“Le lupe di Pompei”: recensione del romanzo storico di Elodie Harper

Fazi editore pubblica il 1° capitolo della trilogia "The Wolf Den", ambientata nella Roma antica

A Pompei in epoca romana la parola lupanar aveva due significati, “tana di lupi” e “bordello”. Allo stesso modo, lupa poteva significare sia “femmina di lupo” sia “prostituta”.

Una nuova trilogia storica, immersiva e coinvolgente, che porta letteralmente il lettore indietro nel tempo, al primo secolo d.C. Le lupe di Pompei” di Elodie Harper è uscito per Fazi editore oggi, 20 settembre. 

Le lupe di Pompei sono Amara, Didone, Vittoria, Berenice, Cressa. Ma nessuna di loro si chiama davvero così. Questi sono i loro nomi da schiave, costrette alla prostituzione nel bordello cittadino dal cinico padrone Felicio.

Nella Pompei antica, che procede ignara incontro al proprio destino, vivendo contrasti abissali tra ricchezza e miseria, uomini e donne, cittadini liberi e schiavi privi di qualunque diritto, le ragazze che abitano il postribolo tentano ogni giorno di sopravvivere alla brutalità delle loro notti. Qualcuna, come Amara, ricorda un passato di libertà ed è decisa a riconquistarlo con ogni mezzo; altre, al contrario, sono nate schiave e non hanno conosciuto altra esistenza.

Ma nonostante il dolore di ogni storia personale e la continua gara per procacciarsi clienti, denaro e pane, le lupe possono contare le une sulle altre, farsi custodi delle reciproche debolezze e paure, proteggersi a vicenda ogni volta che è possibile, senza perdere la capacità di cogliere minuscole gioie quotidiane, ma soprattutto senza perdere la speranza: le strade di Pompei sono piene di opportunità e perfino chi non ha più nulla può trovare un’occasione per rovesciare la sorte in suo favore.

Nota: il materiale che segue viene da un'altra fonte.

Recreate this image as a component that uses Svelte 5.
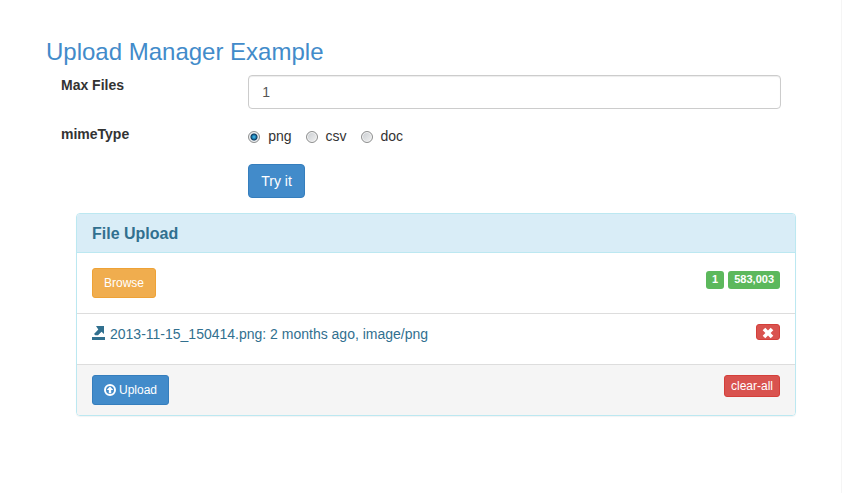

Le lupe di Pompei” è un romanzo molto bello, coinvolgente, doloroso nel suo essere realistico, descrittivo e approfondito nel raccontare la vita nel mondo Romano del 74 d.C., capace di far empatizzare il lettore in modo davvero profondo con i personaggi – anche con quelli “negativi”, almeno in minima parte, e questo è un grande pregio della scrittura di Elodie Harper, al suo esordio.

Di storie ambientate al tempo dei romani non se ne trovano tantissime – diciamo che altre epoche storiche e personaggi (l’Inghilterra Tudor, il Rinascimento in Italia, i Borgia), vuoi per la maggior “vicinanza” e per la possibilità di reperire in modo più agevole documentazione, vuoi per il gusto degli autori, sono state sfruttate in maniera molto più massiccia. Per questo leggere un romanzo così curato è una piccola, grande gioia.

La Pompei del I secolo d.C., con le sue contraddizioni e disparità sociali, con i suoi riti e i suoi luoghi di svago (il bordello, certo, ma anche le terme, le taverne, le celebrazioni per i Vinalia o i Saturnali), prende letteralmente vita. E per chi ne ha letto sempre e solo in senso prettamente storico, nei libri di scuola, o ne ha sentito parlare nei documentari e nei servizi di Alberto Angela è una piacevole novità. 

Il parco archeologico di Pompei oggi.

Pompei è un microcosmo pieno di vita, che senza possedere le dimensioni o la densità di popolazione di una Roma dell’epoca, mostra comunque uno spaccato perfetto della società. Le donne – tutte le donne! – vivevano esistenze non semplici, ma le protagoniste di questa storia, “lupe” nel postribolo cittadino, e in generale quelle di estrazione sociale più bassa dovevano letteralmente lottare per ogni respiro, per vivere un altro giorno, per mangiare ancora una volta.

Al di là dell’attenta ricostruzione storica, “Le lupe di Pompei” conquista e coinvolge per come i personaggi sono stati caratterizzati e per lo sviluppo stesso della trama. È impossibile non provare partecipazione per le vicende di Amara, Didone, Cressa e delle altre, non farsi toccare dalle loro quotidiane tragedie (il bisogno disperato di affetto e la cruda realtà di non poterselo permettere, il dramma della maternità negata o sottratta, la brutalità del confronto con il mondo maschile). Alcune pagine sono vere e proprie pugnalate al cuore. 

Anche la trama è avvincente, procede spedita fino al finale, tra un avvenimento e l’altro, una tragedia e qualche rara, piccola gioia, pur mantenendo sempre un ritmo del racconto che potrei definire classico. E alla fine dispiace chiudere il libro e tornare alla realtà, ma consola l’idea che questo è solo l’inizio del viaggio di Amara, e che “presto” la ritroveremo.